Redis cache (optional)#

Option

Type

Default

Description

redis_host

string

localhost

Redis server hostname

redis_port

int

6379

Redis server port

redis_cache_db

int

1

Database for upload cache

Redis is only needed when rdf_files_only: false and SPARQL upload caching is desired. The upload cache (redis_cache_db) tracks which SPARQL files have already been uploaded to the triplestore. When uploading is interrupted and resumed, Meta skips files already in the cache. Managed by piccione.CacheManager.

File organization#

Option

Type

Default

Description

supplier_prefix

string

-

Prefix for OMID URIs (e.g., “060”)

dir_split_number

int

10000

Entities per subdirectory

items_per_file

int

1000

Entities per RDF file

default_dir

string

“_”

Directory name when no prefix exists

The supplier prefix identifies which OpenCitations dataset an entity belongs to. The prefix appears in entity URIs: https://w3id.org/oc/meta/br/060/1 where 060 identifies Meta as the source. Other prefixes used by OpenCitations include 010 (Wikidata), 020 (Crossref), and 040 (Dryad). See the complete supplier prefix table for all available prefixes.

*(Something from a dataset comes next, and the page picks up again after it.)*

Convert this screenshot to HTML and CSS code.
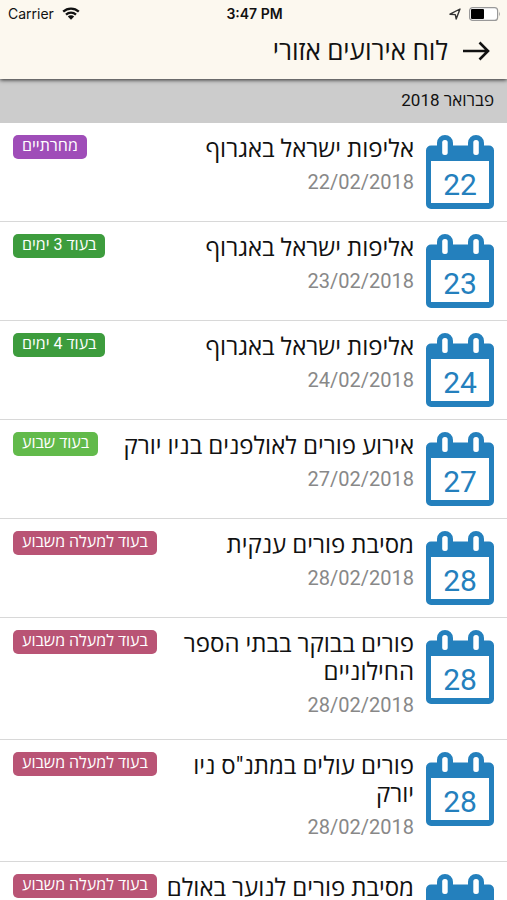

Note: Some existing entities have prefixes like 0610, 0620, etc. (pattern 06[1-9]0). This was used in the past for multiprocessing, where different processes worked on separate directories. This approach is now deprecated due to stability issues with Virtuoso, which does not handle parallel queries well.

These options control how RDF files are organized on disk:

output_rdf_dir/
└── br/                          # Entity type (br, ra, id, ar, re)
    └── 060/                     # Supplier prefix (or default_dir if none)
        ├── 10000/               # dir_split_number: entities 1-10000
        │   ├── 1000.json        # items_per_file: entities 1-1000
        │   ├── 2000.json        # entities 1001-2000
        │   └── ...
        └── 20000/               # entities 10001-20000
            ├── 11000.json
            └── ...
  • dir_split_number: Creates subdirectories to avoid having too many files in one folder. With dir_split_number: 10000, entities 1-10000 go in 10000/, entities 10001-20000 go in 20000/, etc.

  • items_per_file: Controls how many entities are stored per JSON file. With items_per_file: 1000, entities 1-1000 go in 1000.json, entities 1001-2000 go in 2000.json, etc.

  • default_dir: When entities have no supplier prefix (e.g., during migration from older formats), this directory name is used instead. Typically set to _.

Input/output#

Option

Type

Default

Description

input_csv_dir

string

-

Directory containing input CSV files

output_rdf_dir

string

-

Directory for RDF output

rdf_files_only

bool

false

Generate only RDF files without updating triplestores

zip_output_rdf

bool

true

Compress RDF files to ZIP archives

Processing options#

Option

Type

Default

Description

silencer

list

[]

Fields to skip during updates

normalize_titles

bool

true

Normalize title casing

The silencer option accepts a list of field names: author, editor, and publisher. Meta always works in addition mode (it never overwrites existing data). The silencer prevents adding new elements to an existing sequence. For example, if silencer: ["author"] is set and a resource already has authors, new authors from the CSV will not be added to the existing author chain.

Generated files#

When you run Meta with a config file, it automatically generates time_agnostic_library_config.json in the same directory. This file is used by the provenance tracking system and shouldn’t be edited manually.